Archibald wrote in post #19039071
It is getting time to buy a new computer. The old Windows box is 4.5 years old. Current technology will probably give double the speed of my old machine. So I set out to shop for a new computer. All I really need is a box with an up-to-date CPU and chipset. Or so I thought. But going to the different merchant websites, I'm running into one surprise after another. The computer scene has changed a lot just in the last couple of years.
I've just recently gone through that. I also follow the practice of upgrading my own system, and have since getting my first IBM PC in 1988 (having used Ataris before that since 1983).
When browsing for computers with sufficient power, I seem to end up in the Gaming Computer department. The gaming models have garish designs. I don't think I want a gaming rig.
The standard tower seems to be no more. It's either LED-adorned gaming boxes or "Small Form Factor" computers. These are very tight inside making it difficult or impossible to upgrade components later.
Optical drives won't fit in the new cases and seem to be becoming obsolete.

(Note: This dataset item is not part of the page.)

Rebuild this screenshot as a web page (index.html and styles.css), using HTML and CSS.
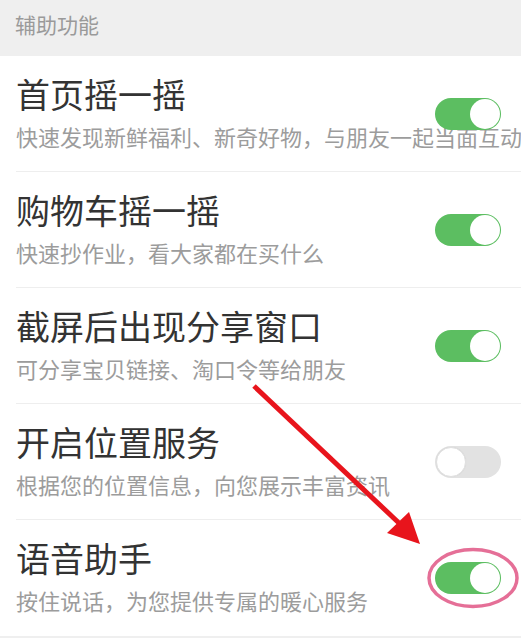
FILE: index.html
```html
<!DOCTYPE html>
<html lang="zh">
<head>
<meta charset="utf-8">
<link rel="stylesheet" href="styles.css">
</head>
<body>
<div class="page">
  <div class="section-head">辅助功能</div>
  <div class="list">
    <div class="row">
      <div class="text">
        <div class="title">首页摇一摇</div>
        <div class="desc">快速发现新鲜福利、新奇好物，与朋友一起当面互动</div>
      </div>
      <div class="switch on"><span class="knob"></span></div>
    </div>
    <div class="row">
      <div class="text">
        <div class="title">购物车摇一摇</div>
        <div class="desc">快速抄作业，看大家都在买什么</div>
      </div>
      <div class="switch on"><span class="knob"></span></div>
    </div>
    <div class="row">
      <div class="text">
        <div class="title">截屏后出现分享窗口</div>
        <div class="desc">可分享宝贝链接、淘口令等给朋友</div>
      </div>
      <div class="switch on"><span class="knob"></span></div>
    </div>
    <div class="row">
      <div class="text">
        <div class="title">开启位置服务</div>
        <div class="desc">根据您的位置信息，向您展示丰富资讯</div>
      </div>
      <div class="switch off"><span class="knob"></span></div>
    </div>
    <div class="row last">
      <div class="text">
        <div class="title">语音助手</div>
        <div class="desc">按住说话，为您提供专属的暖心服务</div>
      </div>
      <div class="switch on"><span class="knob"></span></div>
    </div>
  </div>
  <svg class="annot" width="521" height="638" viewBox="0 0 521 638">
    <ellipse cx="473" cy="578" rx="44" ry="28.5" fill="none" stroke="#e56f97" stroke-width="3.5"/>
    <line x1="254" y1="386" x2="400" y2="524" stroke="#e8141c" stroke-width="5"/>
    <polygon points="409,512 387,533 420,544" fill="#e8141c"/>
  </svg>
</div>
</body>
</html>
```
FILE: styles.css
```css
html, body {
  margin: 0;
  padding: 0;
  background: #efefef;
}
body {
  font-family: "Noto Sans CJK SC", "Noto Sans", sans-serif;
  width: 521px;
  height: 638px;
  overflow: hidden;
}
.page {
  position: relative;
  width: 521px;
  height: 638px;
}
.section-head {
  height: 56px;
  box-sizing: border-box;
  padding: 9px 0 0 15px;
  font-size: 21px;
  line-height: 30px;
  color: #9a9a9a;
  background: #efefef;
}
.list {
  background: #fff;
  padding-left: 16px;
}
.row {
  display: grid;
  grid-template-columns: minmax(0, 1fr);
  height: 116px;
  box-sizing: border-box;
  border-bottom: 1px solid #eeeeee;
  padding-right: 20px;
}
.row.last {
  border-bottom: none;
}
.text {
  grid-area: 1 / 1;
  padding-top: 18px;
  white-space: nowrap;
}
.title {
  font-size: 34px;
  line-height: 40px;
  color: #333;
}
.desc {
  margin-top: 7px;
  font-size: 22px;
  line-height: 30px;
  color: #9c9c9c;
}
.switch {
  grid-area: 1 / 1;
  justify-self: end;
  align-self: center;
  position: relative;
  z-index: 1;
  width: 66px;
  height: 32px;
  border-radius: 16px;
  box-sizing: border-box;
  display: flex;
  align-items: center;
}
.switch.on {
  background: #5cbe61;
  justify-content: flex-end;
}
.switch.off {
  background: #e2e2e2;
  justify-content: flex-start;
}
.knob {
  width: 30px;
  height: 30px;
  border-radius: 50%;
  background: #fff;
  box-sizing: border-box;
  margin: 0 1px;
}
.switch.off .knob {
  border: 1px solid #e0e0e0;
  box-shadow: 0 0 1px rgba(0,0,0,0.08);
}
.annot {
  position: absolute;
  left: 0;
  top: 0;
  pointer-events: none;
  z-index: 2;
}
```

Cases can be a challenge for the non-gamer. Frankly, my case is the oldest component of my system. I do still want to retain a couple of 5.25 bays, one for a CD-Rom drive (which can still become necessary from time to time) and another for a new dual 2.5-inch hot-swap drive bay. Sure, I can work around that with pluggable USB devices...but why would I want to?
It's possible to find cases with front drive bays, but you do have to seek them out, and they likely won't be on the shelves anymore, except as maybe the sole, dust-laden full-sizes tower model that the dealer has over in the corner.
Computers don't have enough USB ports. I need at least 8 to accommodate all my gadgets. And they still sell USB 2?? Maybe I could use a USB hub if they work properly. I find the new motherboards have plenty of USB ports in the rear. My older board required me to install some USB cards to get all the ports I needed. My latest Gigabyte board (as of 3 months ago) has 11 ports. It also includes the newer USB-C gen 2 port, which is fast enough to be really interesting for a remote drive that also has USB-C gen 2 capabilities.
While computers with HDD are still being sold, most now have SSD, which is fine, but it seems we are migrating away from SATA connectivity to S.2. That might be great, but I need to learn about compatibilities! ... because I might want to upgrade later. In SATA you do want SATA II. SATA II is backward compatible. But I've been happy to stick to solid state drives in the tower. For one thing, I no longer have to worry about damaging the drives when I shove the box around. At this point, I'm using a 500 gig M.2 NVMe drive mounted directly to the motherboard for my C: and programs (few writes are done to that drive). Once a month, I clone the C: drive to another M.2 NVMe drive mounted in a small portable USB case. If my system ever crashes, my first action is merely to replace the crashed drive with its clone.
I've got another 500 gig M.2 NVMe drive on a PCIe card that holds my D: (currently working files) and Z: (scratch files, swapfile) drives. That gets backed up to my Synology servers.
My longer-term storage is a dual-drive USB C box with two 3.5-inch 5 terabyte drives in RAID 0 mode (seen by the computer as a single 10 terabyte drive). That gets backed up to my Synology servers.
I have two 4-drive Synology servers in a proprietary Synology RAID type that is RAID 5 with smarter handling of different sized drives. Everything gets backed up twice a week alternately to these servers. These servers are themselves backed up on alternate nights to separate "buckets" in a Backblaze B2 cloud account. Differential backups are used in all cases.
Graphics cards are a mystery to me, but I suppose whatever comes with a good computer will be OK for Lightroom editing. Adobe products are still light users of graphics card capabilities. I only upgraded from an old 4-gig Nvidia 960 because it finally conked out. It was fine for multi-camera video work with Premier Pro (I did discover that at least 4 gigs of video ram were absolutely necessary for multi-camera video work with Premier Pro, however). I'm using an Nvidia 1650 with six gigs of video ram now, and I've seen no evidence (such as on the Adobe or Puget Sound sites) indicating that I'd get any appreciable performance improvement with anything more powerful. The Nvidia 1650 seems to be the current "respectable" bottom level card right now.
With regard to processors, again Adobe products themselves become the bottleneck. Puget Sound reports that returns diminish quickly beyond 8 cores/threads. But Adobe products do love more Hertz. At this moment, AMD's Ryzen processors seem to be giving more bang for the buck in that respect.
However, I'm running an Intel i7-9700K 8-core processor (designed for overclocking) on a Gigabyte Z390 AORUS PRO motherboard that's designed to overclock, and it's running with perfect stability at a modest 4.2 GHz boost.
I'm pretty sure I'd normally be happy with 16 gigs of ram, but I have a tendency to have a zillion YouTube tabs open in Firefox (I'm kinda transitioning to the new Chromium Microsoft Edge, though) and then I try to run Canon DPP and Photoshop with big files at the same time. So I've finally gone to a full 64 gigs of system memory.